In 2015 we at CSEL travelled outside of the UK quite extensively, so as I hung up my rucksack for a rest over the Christmas period I was prompted to stop and think carefully about the place that international work has in CSEL’s strategic objectives, and our vision for our future. It has to be acknowledged that we do all love travelling, but these trips also make important contributions to our goal of bringing psychological evidence to the service of the most disempowered people across the world.
(Photocredit: Universal Declaration of Human Rights chalked on University's steps
Firstly, the Geneva Convention is an international instrument and applies equally to the 146 states that have signed up to it. If you believe in and support the concept of Human Rights then you believe that they apply across the world equally, even if these fundamental rights are not recognised by some states.
Of course the application of the various conventions and instruments in individual countries that receive people seeking protection is open to interpretation and translation into individual countries’ processes and procedures. But our research applies to the process of credibility assessment which sits at the heart of most protection decisions, however the detail of the law is applied. For example, the importance of understanding how people with strong feelings of shame have difficulty disclosing distressing personal experiences is not restricted to one area or another of the law.
The UK’s asylum & protection decision making process is extensive, institutional and longstanding. Other states are just starting to develop refugee-receiving systems. CSEL is getting opportunities to present relevant psychological research in these new contexts at a point where important knowledge could be incorporated into the thinking about emerging decision making processes and procedures by those designing, implementing and auditing new systems.
It is true that there are limits to the generalisations that can be made from psychological research done in one culture to situations in another. The very conceptualisation of the research question, the constructs identified and measured, the participants, the conclusions drawn, are all derived from, and informed by the many different facets of culture and sub-culture. However, whilst not naive to these complexities, we maintain our pragmatic approach of aiming to help decision makers make use of the best research that is currently available.
More generally, the broader exposure that we give our work, the wider the scrutiny that it will attract, which has always been the backbone of our quality assurance.

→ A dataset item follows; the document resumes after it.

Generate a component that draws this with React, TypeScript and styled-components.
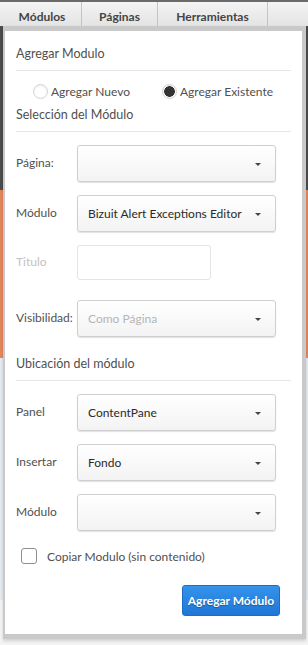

International exposure can only be good for us in this regard. Also – and perhaps because of this, building an international reputation strengthens our credibility both at home and worldwide.
Looking to the future, it also makes us available to collaboration with a wider group of researchers – for example this year I have finally met Prof. Pär Anders Granhag whose work in Sweden on deception continues to inform and complement our work. We also continue longstanding connections with researchers in Sydney and Melbourne, including advising to a replication and extension of our study of assumptions in judicial decision making, which I am looking forward to seeing in print.
Finally, an international presence gives us a larger potential funding base – for example developing collaborations across Europe (e.g. the Credo project with UNHCR and the Hungarian Helsinki Committee in Budapest) or, eventually, US-based funding sources.